I mentioned in a previous video about the fact that I’m currently working on a show called How Not to Get Old and Boring. Well, I’ve done five hours of interviews for that, and I’m making this into a narrative-style podcast. So the first thing I did when I got all that stuff together, well, I started editing it down. My final podcast – it’s five different people’s stories about how they haven’t got old and boring, how they’ve refused to get old and boring, and it’s an amazing variety of stories. And I’m going to be weaving those five different people together into one narrative, and to do that, I needed to grab out the interesting sections.
So I had five hours of raw audio. And I went through it all, and I cut out the stuff which kind of was mm, or repeated itself, or perhaps another person said pretty much the same thing. And from that five hours, I now have one hour and 40 minutes. And that stuff is great stuff. So you can see I cut out a lot of stuff.
Now, statistically, podcasts are about 40 minutes, but statistics really mean absolutely nothing. Because the reality is, as I say, it depends on your audience and what they want to consume. The point is if you have a one hour interview, it needs to fit your audience, and if you need to remove 30 minutes, there is no point being precious and keeping that 30 minutes in if people are going to get bored and switch off and never listen to your podcast again.
So instead of getting strained to editing, before you do that, I want you to check out what other podcasters do in your niche that works for you. And the reason I say “that works for you” is because the chances are that you are your target demographic or close to. So be brutal with that. Listen to these podcasts and switch off when you get bored, but make a note as to why you did. And then when you go to edit your own, you’ll be able to see similar patterns in that and be able to take those bits out that don’t work.
There is one other thing to remove – apart from just the sort of boring or the dull bits or the repetitive bits – and that’s “umms” and errs, and I will show you how to do that in the next video. But the reason is, it’s because “umms” and “errs” can get a bit repetitive and a bit annoying. Now, a few of them can actually make an interview sound a bit more natural, but if you’ve got someone going, I, umm, was, umm, I, umm, went out to, uh, ooh, you know what I mean, right?

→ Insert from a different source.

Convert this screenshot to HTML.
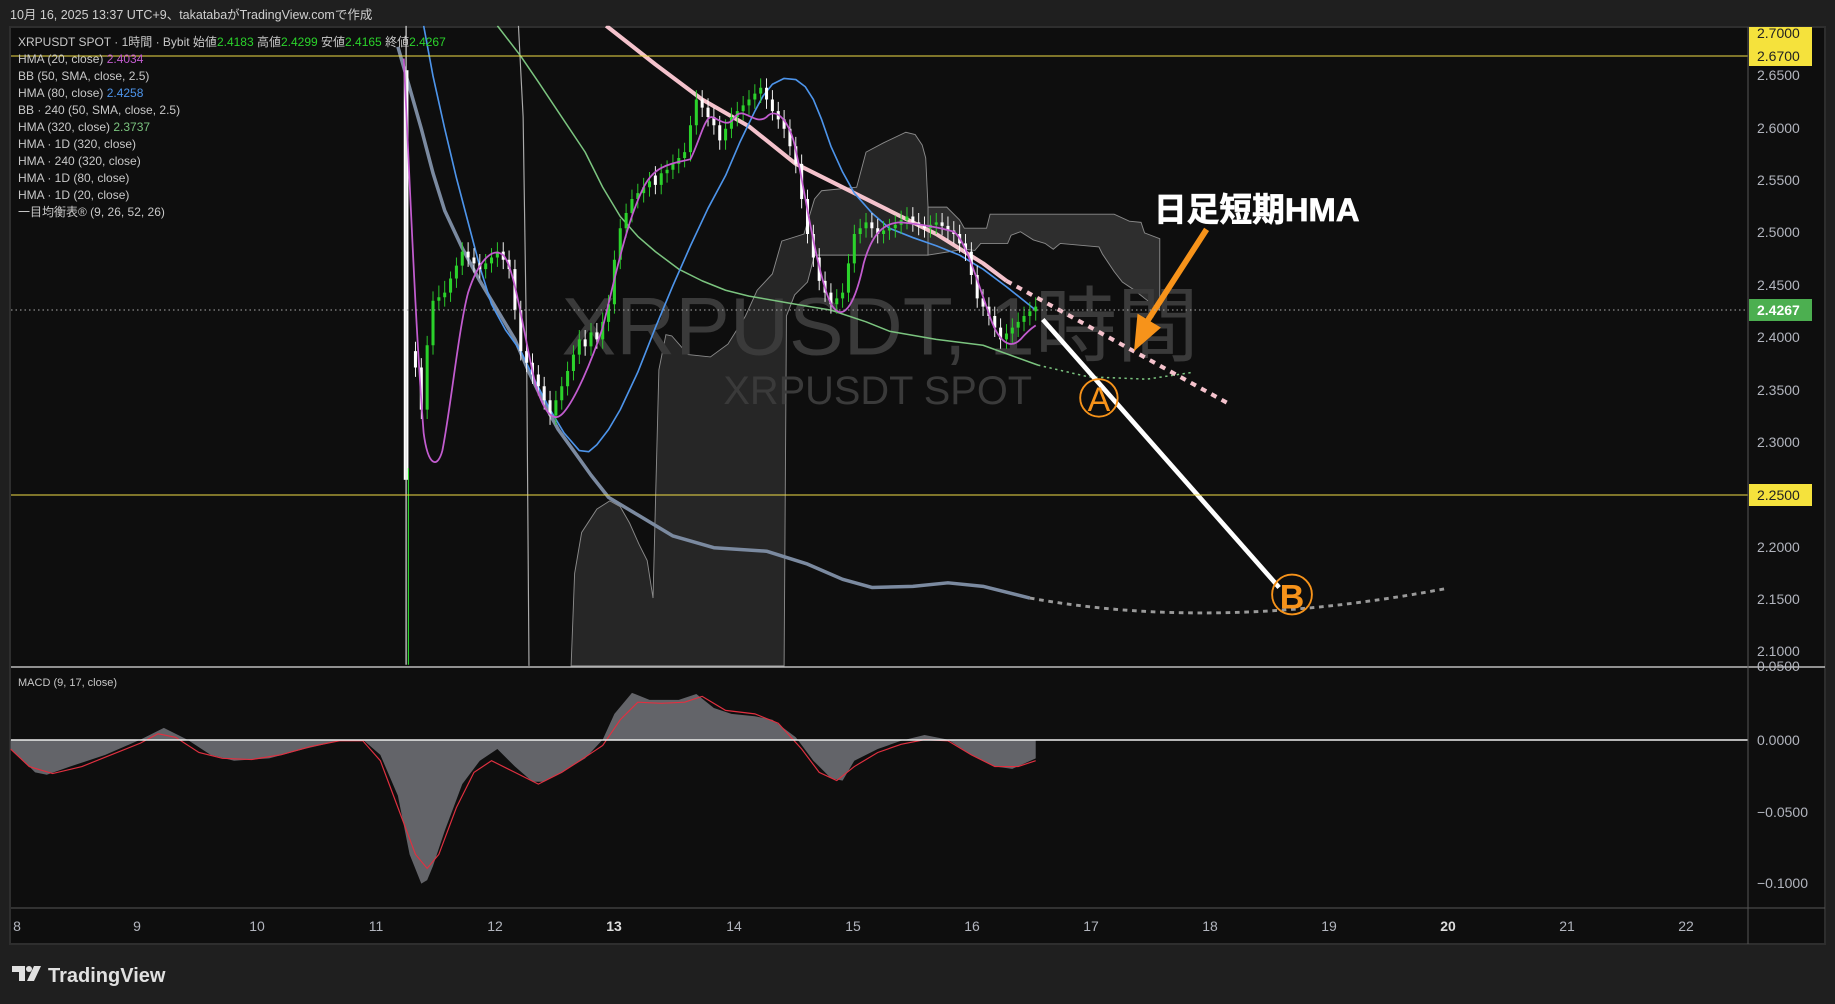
<!DOCTYPE html>
<html><head><meta charset="utf-8"><style>
html,body{margin:0;padding:0;background:#1f1f1f;width:1835px;height:1004px;overflow:hidden}
svg{display:block}
text{font-family:"Liberation Sans","Noto Sans CJK JP",sans-serif}
</style></head><body>
<svg width="1835" height="1004" viewBox="0 0 1835 1004" xmlns="http://www.w3.org/2000/svg">
<defs>
<clipPath id="cp"><rect x="9" y="22" width="1484" height="548"/></clipPath>
<clipPath id="cm"><rect x="9" y="571" width="1484" height="205"/></clipPath>
</defs>
<rect width="1835" height="1004" fill="#1f1f1f"/>
<rect x="10" y="27" width="1815" height="917" fill="#0e0e0e" stroke="#2e2e2e" stroke-width="2"/>
<text x="10" y="19" font-size="12.5" fill="#cfcfcf">10月 16, 2025 13:37 UTC+9、takatabaがTradingView.comで作成</text>

<g transform="scale(1.1703)">
<g clip-path="url(#cp)">
<polygon fill="#262626" stroke="#8a8a8a" stroke-width="0.8" points="488,569 491,490 497,455 510,435 521,428 530,433 538,447 546,465 553,479 558,511 563,316 569,286 574,287 588,303 607,305 622,294 637,270 647,248 660,234 664,220 668,206 687,200 696,170 702,163 732,160 740,130 755,122 774,113 782,115 788,124 791,135 793,177 793,218 696,218 690,241 679,252 672,270 670,569"/>
<polygon fill="#2e2e2e" stroke="#8a8a8a" stroke-width="0.8" points="793,177 809,177 820,188 824,195 843,195 846,183 952,183 965,189 975,190 978,199 991,204 991,265 982,258 968,247 959,241 952,232 942,217 939,211 906,208 900,213 893,208 883,205 872,198 864,201 861,208 838,208 833,214 824,213 793,218"/>
<polyline fill="none" stroke="#aaa" stroke-width="1" points="443,22 447,100 450,300 452,569"/>
<text x="752" y="303" font-size="70" fill="#3a3a3a" text-anchor="middle">XRPUSDT, 1時間</text>
<text x="750" y="345" font-size="34" fill="#3a3a3a" text-anchor="middle">XRPUSDT SPOT</text>
<polyline fill="none" stroke="#7bc47f" stroke-width="1.3" stroke-linejoin="round" points="425,22 445,48 460,70 480,100 500,130 515,160 530,185 545,202 560,215 580,230 600,240 620,248 640,253 680,260 710,265 740,275 760,283 800,290 840,295 887,312"/>
<polyline fill="none" stroke="#7bc47f" stroke-width="1.3" stroke-dasharray="2,3" points="887,312 930,322 980,324 1020,318"/>
<polyline fill="none" stroke="#7b8aa0" stroke-width="3" stroke-linejoin="round" points="340,40 350,75 360,110 370,148 380,180 395,212 410,240 425,265 440,290 452,318 465,345 477,367 490,385 505,406 520,425 545,440 575,458 610,468 655,471 690,482 720,495 745,502 780,501 810,498 840,501 880,511"/>
<path d="M880,511 Q1040,540 1235,503" fill="none" stroke="#9a9a9a" stroke-width="2.5" stroke-dasharray="4,4"/>
<polyline fill="none" stroke="#f4c2cc" stroke-width="3.5" stroke-linejoin="round" points="518,22 560,55 600,85 640,108 680,140 720,160 760,180 800,200 840,225 860,240"/>
<line x1="860" y1="240" x2="1050" y2="345" stroke="#f4c2cc" stroke-width="3.5" stroke-dasharray="5,5"/>
<polyline fill="none" stroke="#4d94ea" stroke-width="1.4" stroke-linejoin="round" points="362,22 370,65 380,110 390,152 400,190 410,228 420,260 432,282 445,300 458,327 470,350 482,370 495,385 503,386 510,380 520,367 530,350 545,318 560,280 575,244 590,210 605,178 620,150 632,122 645,95 652,82 660,72 670,67 680,68 688,74 695,85 702,102 710,125 720,147 730,165 745,182 760,195 780,203 800,210 820,218 840,230 860,245 885,265"/>
<path fill="none" stroke="#2bd22b" stroke-width="0.8" d="M365 287V358M370 249V303M375 244V265M380 240V262M385 232V258M390 220V246M395 207V235M415 217V238M420 212V233M425 207V228M475 334V363M480 322V350M485 309V338M490 295V325M495 282V311M505 276V304M515 267V298M520 252V283M525 214V268M530 187V230M535 174V203M540 162V190M545 157V178M550 152V173M555 147V168M565 140V166M570 137V156M575 132V153M580 127V148M585 122V143M590 99V138M595 77V115M620 102V128M625 92V118M630 87V108M635 82V103M640 77V98M645 72V93M650 67V88M715 247V268M720 242V263M725 217V258M730 192V233M735 187V208M740 182V203M755 189V208M760 187V205M765 184V203M770 180V200M775 177V196M795 184V203M800 182V200M860 277V298M865 272V293M870 267V288M875 262V283M880 258V278M885 254V274"/>
<path fill="none" stroke="#2bd22b" stroke-width="2.6" d="M365 295V350M370 257V295M375 254V257M380 250V254M385 238V250M390 227V238M395 215V227M415 225V230M420 220V225M425 215V220M475 342V355M480 330V342M485 317V330M490 303V317M495 290V303M505 284V296M515 275V290M520 260V275M525 222V260M530 195V222M535 182V195M540 170V182M545 165V170M550 160V165M555 155V160M565 148V158M570 145V148M575 140V145M580 135V140M585 130V135M590 107V130M595 85V107M620 110V120M625 100V110M630 95V100M635 90V95M640 85V90M645 80V85M650 75V80M715 255V260M720 250V255M725 225V250M730 200V225M735 195V200M740 190V195M755 197V200M760 195V197M765 192V195M770 188V192M775 185V188M795 192V195M800 190V192M860 285V290M865 280V285M870 275V280M875 270V275M880 266V270M885 262V266"/>
<path fill="none" stroke="#ffffff" stroke-width="0.8" d="M355 292V322M360 306V358M400 207V228M405 212V233M410 217V238M430 207V230M435 214V238M440 222V273M445 257V308M450 292V318M455 302V328M460 312V338M465 322V350M470 334V363M500 282V304M510 276V298M560 142V166M600 77V100M605 84V108M610 92V115M615 99V128M655 67V93M660 77V103M665 87V110M670 94V118M675 102V133M680 117V148M685 132V178M690 162V208M695 192V228M700 212V248M705 232V258M710 242V268M745 182V203M750 187V208M780 177V198M785 182V201M790 185V203M805 182V201M810 185V205M815 189V208M820 192V216M825 200V223M830 207V243M835 227V263M840 247V270M845 254V278M850 262V288M855 272V298"/>
<path fill="none" stroke="#ffffff" stroke-width="2.6" d="M355 300V314M360 314V350M400 215V220M405 220V225M410 225V230M430 215V222M435 222V230M440 230V265M445 265V300M450 300V310M455 310V320M460 320V330M465 330V342M470 342V355M500 290V296M510 284V290M560 150V158M600 85V92M605 92V100M610 100V107M615 107V120M655 75V85M660 85V95M665 95V102M670 102V110M675 110V125M680 125V140M685 140V170M690 170V200M695 200V220M700 220V240M705 240V250M710 250V260M745 190V195M750 195V200M780 185V190M785 190V193M790 193V195M805 190V193M810 193V197M815 197V200M820 200V208M825 208V215M830 215V235M835 235V255M840 255V262M845 262V270M850 270V280M855 280V290"/>
<rect x="345" y="60" width="4" height="350" fill="#fff"/>
<line x1="349" y1="400" x2="349" y2="568" stroke="#2bd22b" stroke-width="1"/>
<line x1="347" y1="22" x2="347" y2="568" stroke="#ddd" stroke-width="1"/>
<path fill="none" stroke="#c25ccf" stroke-width="1.5" stroke-linejoin="round" d="M345,50 C350,150 355,280 362,370 C366,400 374,400 378,385 C385,350 392,280 400,250 C408,225 420,210 430,218 C440,228 448,290 458,330 C466,355 474,362 482,352 C492,340 505,310 515,280 C525,240 535,190 550,160 C560,140 575,140 590,136 C598,120 602,100 608,100 C615,102 622,110 628,100 C635,90 645,108 655,100 C662,92 672,100 678,120 C686,150 695,220 708,255 C716,275 728,272 738,225 C745,200 755,190 770,190 C790,192 805,195 815,198 C825,205 835,240 845,268 C852,290 862,300 872,290 C878,283 882,280 885,278"/>
<line x1="891" y1="273" x2="1093" y2="502" stroke="#fff" stroke-width="4"/>
<circle cx="939" cy="340" r="16" fill="none" stroke="#f7931a" stroke-width="1.6"/>
<text x="939" y="351" font-size="29" fill="#f7931a" text-anchor="middle">A</text>
<circle cx="1104" cy="508" r="17" fill="none" stroke="#f7931a" stroke-width="1.6"/>
<text x="1104" y="520" font-size="29" fill="#f7931a" text-anchor="middle" font-weight="bold">B</text>
<path d="M1031,196 L980,275" stroke="#f7931a" stroke-width="5"/>
<polygon points="969,300 972,268 992,280" fill="#f7931a"/>
<text x="986" y="189" font-size="28" font-weight="bold" fill="#fff" stroke="#fff" stroke-width="0.6">日足短期HMA</text>
</g>
<g clip-path="url(#cm)">
<path fill="#636469" d="M9,632 L9,640 20,650 30,660 40,662 60,655 90,645 120,632 140,622 160,632 180,645 200,650 230,648 260,640 290,633 310,632 325,645 340,680 350,730 360,755 365,752 370,740 380,710 395,670 410,650 425,640 440,655 455,668 465,668 480,660 500,648 515,632 525,610 540,592 555,598 580,598 595,593 610,605 625,610 645,612 660,615 680,630 695,650 710,665 720,667 730,650 750,640 770,633 790,628 810,632 830,645 850,655 865,657 885,648 885,632 Z"/>
<polyline fill="none" stroke="#e03040" stroke-width="1" points="9,640 25,655 45,661 70,655 95,645 120,635 135,627 150,630 170,643 190,648 215,649 240,645 265,638 290,633 310,633 325,650 340,690 355,730 365,742 375,730 390,690 405,660 420,650 440,660 460,670 480,660 500,647 515,637 530,615 545,600 565,601 585,600 600,595 620,607 645,610 665,618 685,640 700,660 715,667 730,655 750,643 770,636 790,632 810,633 830,645 850,655 870,655 885,650"/>
</g>
</g>

<line x1="11" y1="56" x2="1748" y2="56" stroke="#f0dc46" stroke-width="1"/>
<line x1="11" y1="495" x2="1748" y2="495" stroke="#f0dc46" stroke-width="1"/>
<line x1="11" y1="310" x2="1748" y2="310" stroke="#aaa" stroke-width="1" stroke-dasharray="1.5,3"/>
<line x1="11" y1="667" x2="1825" y2="667" stroke="#ddd" stroke-width="1.2"/>
<line x1="11" y1="740" x2="1748" y2="740" stroke="#eee" stroke-width="1.5"/>
<line x1="11" y1="908" x2="1825" y2="908" stroke="#555" stroke-width="1"/>
<line x1="1748" y1="27" x2="1748" y2="944" stroke="#555" stroke-width="1"/>

<g font-size="12" fill="#c8c8c8">
<text x="18" y="46">XRPUSDT SPOT · 1時間 · Bybit  始値<tspan fill="#2bd22b">2.4183</tspan>  高値<tspan fill="#2bd22b">2.4299</tspan>  安値<tspan fill="#2bd22b">2.4165</tspan>  終値<tspan fill="#2bd22b">2.4267</tspan></text>
<text x="18" y="63">HMA (20, close)  <tspan fill="#c25ccf">2.4034</tspan></text>
<text x="18" y="80">BB (50, SMA, close, 2.5)</text>
<text x="18" y="97">HMA (80, close)  <tspan fill="#4d94ea">2.4258</tspan></text>
<text x="18" y="114">BB · 240 (50, SMA, close, 2.5)</text>
<text x="18" y="131">HMA (320, close)  <tspan fill="#7bc47f">2.3737</tspan></text>
<text x="18" y="148">HMA · 1D (320, close)</text>
<text x="18" y="165">HMA · 240 (320, close)</text>
<text x="18" y="182">HMA · 1D (80, close)</text>
<text x="18" y="199">HMA · 1D (20, close)</text>
<text x="18" y="216">一目均衡表® (9, 26, 52, 26)</text>
<text x="18" y="686" font-size="11">MACD (9, 17, close)</text>
</g>

<rect x="1749" y="27" width="63" height="20" fill="#f5e23c"/>
<rect x="1749" y="46" width="63" height="20" fill="#f5e23c"/>
<rect x="1749" y="299" width="63" height="22" fill="#4caf50"/>
<rect x="1749" y="484" width="63" height="22" fill="#f5e23c"/>
<g font-size="14" fill="#b2b5be">
<text x="1757" y="38" fill="#222">2.7000</text>
<text x="1757" y="61" fill="#222">2.6700</text>
<text x="1757" y="80">2.6500</text>
<text x="1757" y="133">2.6000</text>
<text x="1757" y="185">2.5500</text>
<text x="1757" y="237">2.5000</text>
<text x="1757" y="290">2.4500</text>
<text x="1757" y="315" fill="#fff" font-weight="bold">2.4267</text>
<text x="1757" y="342">2.4000</text>
<text x="1757" y="395">2.3500</text>
<text x="1757" y="447">2.3000</text>
<text x="1757" y="500" fill="#222">2.2500</text>
<text x="1757" y="552">2.2000</text>
<text x="1757" y="604">2.1500</text>
<text x="1757" y="656">2.1000</text>
<text x="1757" y="671">0.0500</text>
<text x="1757" y="745">0.0000</text>
<text x="1757" y="817">−0.0500</text>
<text x="1757" y="888">−0.1000</text>
</g>
<g font-size="14" fill="#b2b5be" text-anchor="middle">
<text x="17" y="931">8</text><text x="137" y="931">9</text><text x="257" y="931">10</text><text x="376" y="931">11</text><text x="495" y="931">12</text><text x="614" y="931" font-weight="bold" fill="#ddd">13</text><text x="734" y="931">14</text><text x="853" y="931">15</text><text x="972" y="931">16</text><text x="1091" y="931">17</text><text x="1210" y="931">18</text><text x="1329" y="931">19</text><text x="1448" y="931" font-weight="bold" fill="#ddd">20</text><text x="1567" y="931">21</text><text x="1686" y="931">22</text>
</g>
<g fill="#e0e0e0">
<path d="M12,966 h13 v15 h-6 v-9 h-7z"/>
<circle cx="29" cy="969" r="3"/>
<path d="M34,966 h7 l-7,15 h-7z"/>
</g>
<text x="48" y="982" font-size="20" font-weight="bold" fill="#e0e0e0">TradingView</text>
</svg>
</body></html>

That is annoying if you will listen to that in a podcast. So you do need to be editing some of those out as well, and I will show you how to do that, as I say, in the next video.
In fact, I remember interviewing – here we go, for a quick unplanned anecdote – I remember interviewing the leader of a council in Britain, many years ago. And this poor person was really not prepared for the interview, and he kept saying, umm, err, umm, err, trying to think of answers. And perhaps I should have left it in there so that people would have heard the authentic voice of the leader of their council. But anyone would’ve switched off. They would have gotten annoyed.
So I actually edited out the “umms” and “errs,” and I cut it down – it was about a five-minute interview – to 90 seconds. There were so many umms, errs, pauses and him repeating himself, but the final 90 seconds made him sound really professional, which maybe I should have charged him extra for. But anyway, the point is that you can turn some of the errs and umms into someone that sounded great.
So here’s my next exercise. Seriously, before you start trying to edit, before you move on the next video, have a listen to some podcasts in your niche and decide what it is that works for you and what leaves you going [YAWNS] or switching off. What is it about that? Write down those aspects. Be brutal. Be genuinely interested in what style of approach of podcast works for you, the duration, the length, the style, the content and that sort of thing. Make some notes on that, and then when we come back to edit your file, you can start applying that directly to it. Have a go with that, and I’ll see you in the next video.